Posts Tagged ‘software patents’

 The U.S. Supreme Court recently heard arguments in the case of Bilski v. Kappos No. 08-964 (Supreme Court 2009). This decision could help determine whether software can be patented. The question in the lower court was whether a process can be patented. The lower court expanded its inquiry to whether or not software can be patented. Although this Federal Court did not rule that software cannot be patented, it apparently overruled the State Street decision. In State Street Bank & Trust v. Signature Financial Group, 149 F.3d 1368 (1998), the court determined that software programs that “transform data” are patentable subject matter even when there is no physical transformation of an article. The State Street court held that software or other processes that yield a “useful, concrete and tangible result” should be considered patentable and this rule has been followed, more or less, by the Patent Office ever since.

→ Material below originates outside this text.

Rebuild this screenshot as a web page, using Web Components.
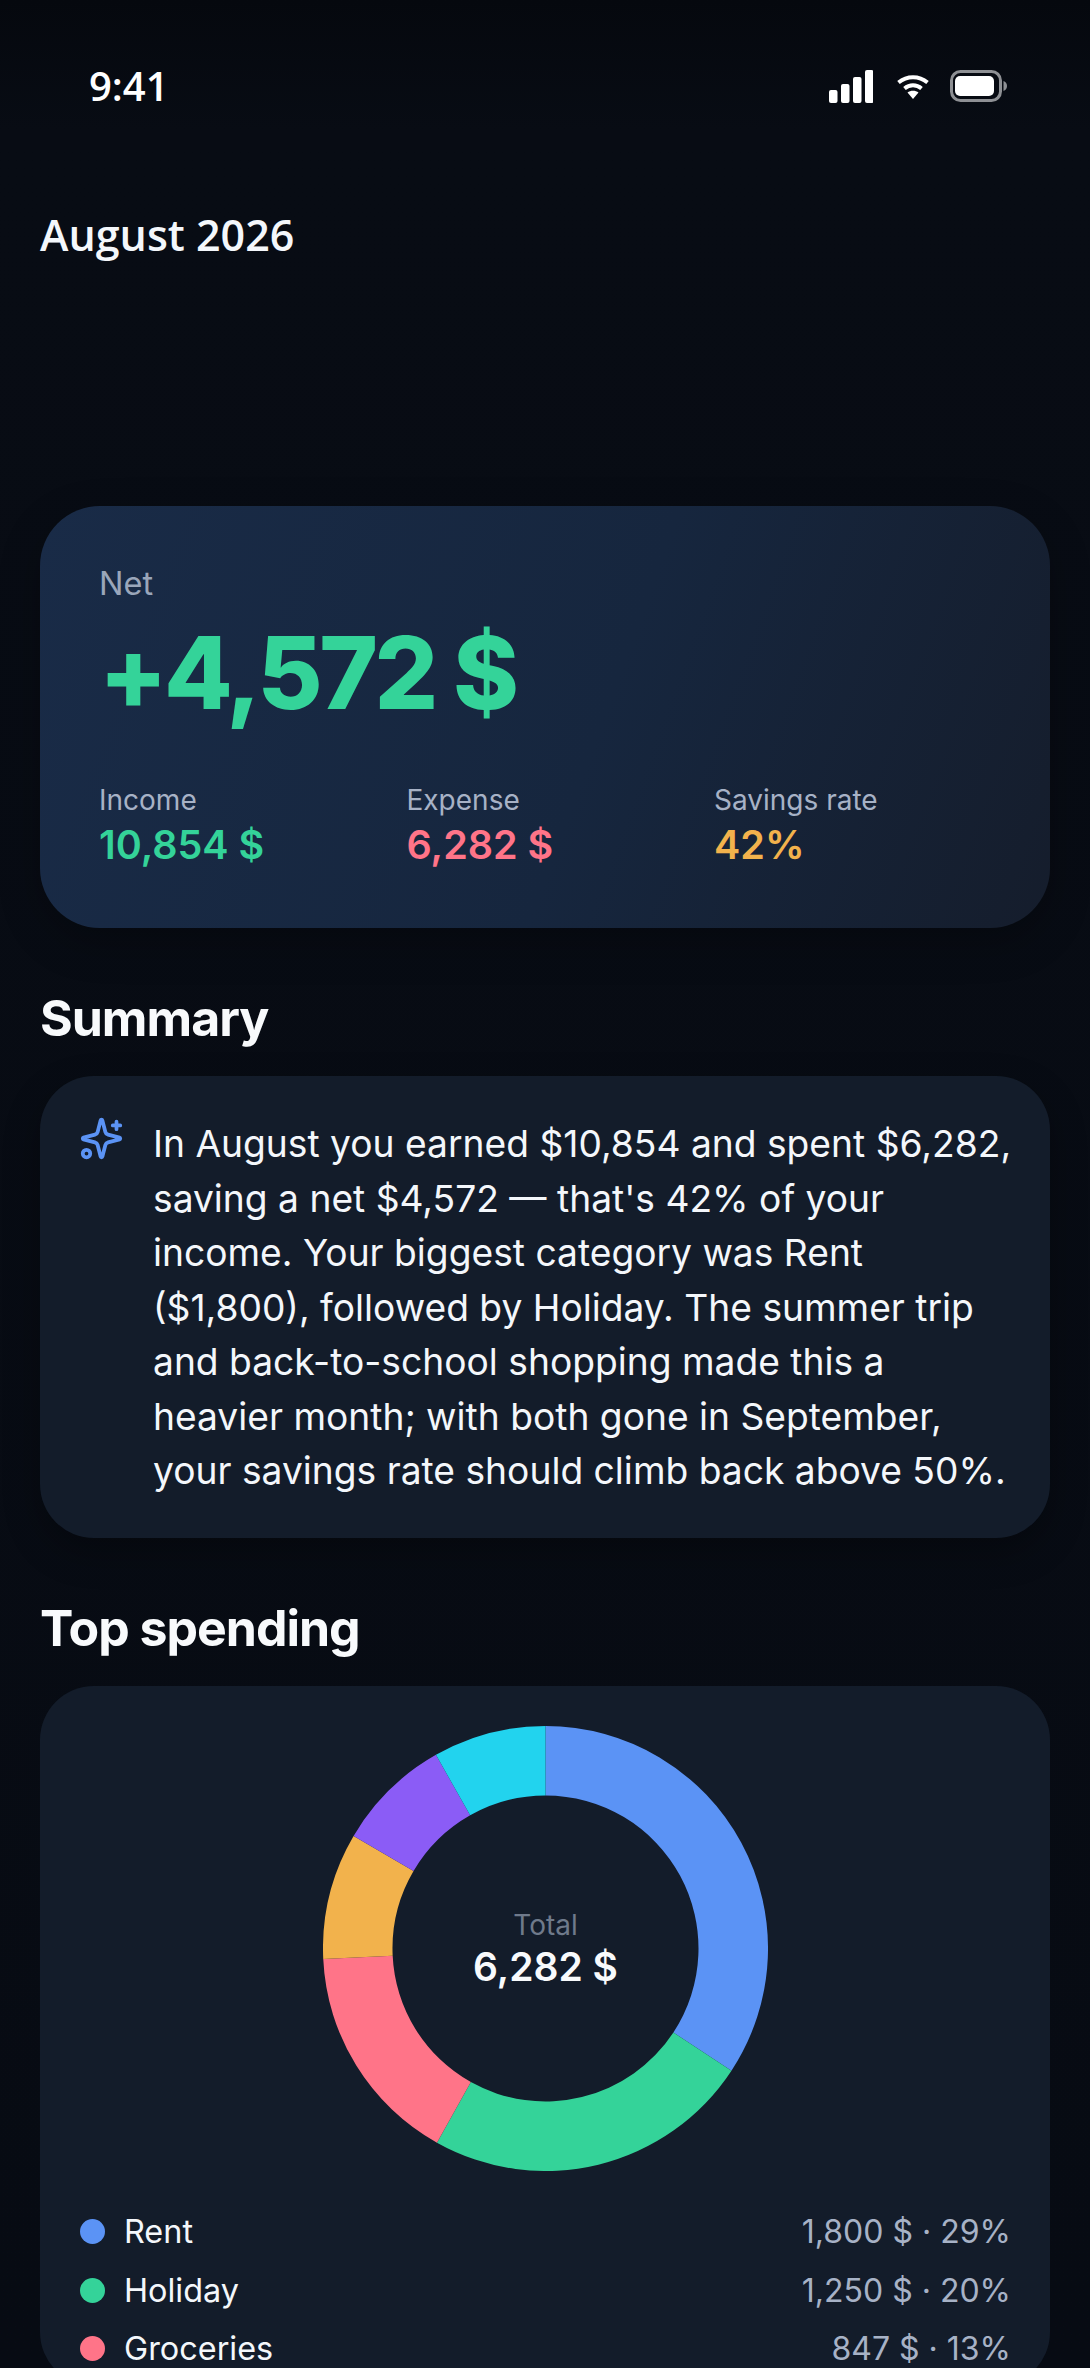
<!DOCTYPE html>
<html lang="en"><head><meta charset="utf-8"><title>August 2026</title>
<style>
html,body{margin:0;padding:0;height:2368px;overflow:hidden;background:#070b13}
body{font-family:Inter,"Liberation Sans",sans-serif;color:#f4f7fb}
</style></head><body>
<app-screen>
  <status-bar></status-bar>
  <month-title>August 2026</month-title>
  <net-card></net-card>
  <section-title>Summary</section-title>
  <summary-card>In August you earned $10,854 and spent $6,282, saving a net $4,572 — that's 42% of your income. Your biggest category was Rent ($1,800), followed by Holiday. The summer trip and back-to-school shopping made this a heavier month; with both gone in September, your savings rate should climb back above 50%.</summary-card>
  <section-title>Top spending</section-title>
  <spending-card>
    <legend-row color="#5b93f5" name="Rent" value="1,800 $ · 29%"></legend-row>
    <legend-row color="#34d399" name="Holiday" value="1,250 $ · 20%"></legend-row>
    <legend-row color="#ff7488" name="Groceries" value="847 $ · 13%"></legend-row>
  </spending-card>
</app-screen>
<script>
function def(name, css, html){
  customElements.define(name, class extends HTMLElement{
    connectedCallback(){
      if(this.shadowRoot) return;
      const r=this.attachShadow({mode:'open'});
      r.innerHTML='<style>'+css+'</style>'+(typeof html==='function'?html(this):html);
    }
  });
}
def('app-screen',`:host{display:flex;flex-direction:column;height:2368px;overflow:hidden;padding:0 40px;box-sizing:border-box;
  background:linear-gradient(180deg,#05080e 0,#080c14 130px,#070b13 100%)}
  ::slotted(*){flex:none}`,'<slot></slot>');
def('status-bar',`:host{display:flex;justify-content:space-between;align-items:center;height:60px;margin:56px 0 0;padding:0 43px 0 49px;
  font:600 40px/60px "Open Sans",sans-serif;color:#fff}
  .i{display:flex;align-items:center;gap:21px}svg{display:block}.w{margin-left:3px}`,
`<span>9:41</span><span class="i">
<svg width="44" height="33" viewBox="0 0 44 33" fill="#fff"><rect x="0" y="20" width="8.500" height="13" rx="2"/><rect x="12" y="14" width="8.500" height="19" rx="2"/><rect x="24" y="7" width="8.500" height="26" rx="2"/><rect x="36" y="0" width="8.500" height="33" rx="2"/></svg>
<svg class="w" width="32" height="25" viewBox="0 0 32 25" fill="none" stroke="#fff" stroke-width="4"><path d="M1.500 8.500C10 1.500 22 1.500 30.500 8.500"/><path d="M7.500 14.500c5-4.200 12-4.200 17 0"/><path d="M16 25l-5.500-6.500c3-2.500 8-2.500 11 0z" fill="#fff" stroke="none"/></svg>
<svg width="57" height="32" viewBox="0 0 57 32" fill="none"><rect x="1.500" y="1.500" width="49" height="29" rx="9" stroke="#8e9094" stroke-width="3"/><rect x="5" y="6" width="39" height="20" rx="5" fill="#fff"/><path d="M53.500 11v10c2-.5 3.500-2.500 3.500-5s-1.500-4.500-3.500-5z" fill="#8e9094"/></svg>
</span>`);
def('month-title',`:host{display:block;margin-top:91px;font:600 43px/56px "Open Sans",sans-serif;color:#f4f7fb}`,'<slot></slot>');
def('net-card',`:host{display:block;box-sizing:border-box;height:422px;margin-top:243px;padding:58px 59px 0;border-radius:60px;
  background:linear-gradient(110deg,#192b47 0,#16263e 55%,#151d2c 100%);box-shadow:0 14px 40px rgba(0,0,0,.25)}
  .l{font-size:32.500px;line-height:40px;color:#9aa6ba}
  .n{font-size:100px;font-weight:800;line-height:110px;letter-spacing:-3.500px;color:#34d399;margin-top:14px;}
  .g{display:grid;grid-template-columns:repeat(3,307.500px);margin-top:54px}
  .s{font-size:28px;line-height:36px;color:#a7b2c6}
  .v{font-size:39.500px;line-height:50px;font-weight:600;margin-top:2px}`,
`<div class="l">Net</div><div class="n">+4,572 $</div>
<div class="g"><div><div class="s">Income</div><div class="v" style="color:#34d399">10,854 $</div></div>
<div><div class="s">Expense</div><div class="v" style="color:#ff7488">6,282 $</div></div>
<div><div class="s">Savings rate</div><div class="v" style="color:#f2b24c">42%</div></div></div>`);
def('section-title',`:host{display:block;margin-top:60px;font-size:50px;line-height:60px;font-weight:700;letter-spacing:-1px;color:#f8fafc}`,'<slot></slot>');
def('summary-card',`:host{display:flex;gap:29px;box-sizing:border-box;height:462px;margin-top:28px;padding:41px 34px 0 39px;border-radius:54px;background:#131c2a;
  box-shadow:0 14px 36px rgba(0,0,0,.3);font-size:37.200px;line-height:54.500px;color:#f4f7fb}
  svg{flex:none;display:block;margin-top:-1px}`,
`<svg width="45" height="45" viewBox="0 0 24 24" fill="none" stroke="#5b93f5" stroke-width="2" stroke-linecap="round" stroke-linejoin="round"><path d="M9.937 15.500A2 2 0 0 0 8.500 14.063l-6.135-1.582a.500.500 0 0 1 0-.962L8.500 9.936A2 2 0 0 0 9.937 8.500l1.582-6.135a.500.500 0 0 1 .963 0L14.063 8.500A2 2 0 0 0 15.500 9.937l6.135 1.581a.500.500 0 0 1 0 .964L15.500 14.063a2 2 0 0 0-1.437 1.437l-1.582 6.135a.500.500 0 0 1-.963 0z"/><path d="M20 3v4M22 5h-4"/><circle cx="4" cy="20" r="2"/></svg><div><slot></slot></div>`);
function arc(a0,a1,R,r,c){
  const p=(a,q)=>{const t=a*Math.PI/180;return (222.5+q*Math.sin(t)).toFixed(2)+' '+(222.5-q*Math.cos(t)).toFixed(2)};
  const l=a1-a0>180?1:0;
  return `<path fill="${c}" d="M${p(a0,R)}A${R} ${R} 0 ${l} 1 ${p(a1,R)}L${p(a1,r)}A${r} ${r} 0 ${l} 0 ${p(a0,r)}Z"/>`;
}
const segs=[[0,123.3,'#5b93f5'],[123.3,209.2,'#34d399'],[209.2,267.3,'#ff7488'],[267.3,300.4,'#f2b24c'],[300.4,330.5,'#8b5cf6'],[330.5,360,'#22d3ee']];
def('spending-card',`:host{display:block;box-sizing:border-box;margin-top:28px;padding:40px 39px 0 40px;border-radius:54px;background:#131c2a;min-height:700px}
  .d{position:relative;width:445px;height:445px;margin:0 auto}
  svg{display:block}
  .c{position:absolute;inset:0;padding-top:3px;box-sizing:border-box;display:flex;flex-direction:column;align-items:center;justify-content:center}
  .t{font-size:28px;line-height:34px;color:#6f7a8b}
  .a{font-size:39px;line-height:50px;font-weight:600;color:#f8fafc}
  .r{display:flex;flex-direction:column;margin-top:31px}`,
`<div class="d"><svg width="445" height="445" viewBox="0 0 445 445">${segs.map(s=>arc(s[0],s[1],222.500,153,s[2])).join('')}</svg>
<div class="c"><div class="t">Total</div><div class="a">6,282 $</div></div></div><div class="r"><slot></slot></div>`);
def('legend-row',`:host{display:flex;align-items:center;height:58.800px;font-size:32.400px}
  i{width:25px;height:25px;border-radius:50%;flex:none;margin-right:19px}
  b{font-weight:400;color:#f4f7fb;flex:1}
  span{color:#a7b2c6;font-size:32px}`,
e=>`<i style="background:${e.getAttribute('color')}"></i><b>${e.getAttribute('name')}</b><span>${e.getAttribute('value')}</span>`);
</script>
</body></html>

In Bilski the lower court indicated that the “useful, concrete and tangible result” inquiry should no longer be used to determine whether a process can be patented. Because this was the inquiry used to grant many software patents in the past, the Federal Court’s decision has called into question the validity of these existing software patents. The new test stated for determining that a process is patentable is if “(1) it is tied to a particular machine or apparatus, or (2) it transforms a particular article into a different state or thing.”  The lower court ruling did not explain whether a software process operating on a computer is considered to be tied to a “particular machine or apparatus.”  If a computer is not deemed to be a particular machine, then many existing software process patent claims could be in jeopardy.  

The Supreme Court also took up the question of whether the lower court’s new “machine-or-transformation” test for patent eligibility, which eliminates patent protection for many business methods, including software, contradicts the clear Congressional intent that patents protect “method[s] of doing or conducting business” in 35 U.S.C. § 273. During the arguments some of the Justices seemed to imply that siding with Bilski could open the door too wide for further patent applications, while other Justices felt the new test was too limiting. Regardless of how the decision comes out, at some point either the courts or the legislature need to clear up the confusion surrounding the ability to patent business process and computer software.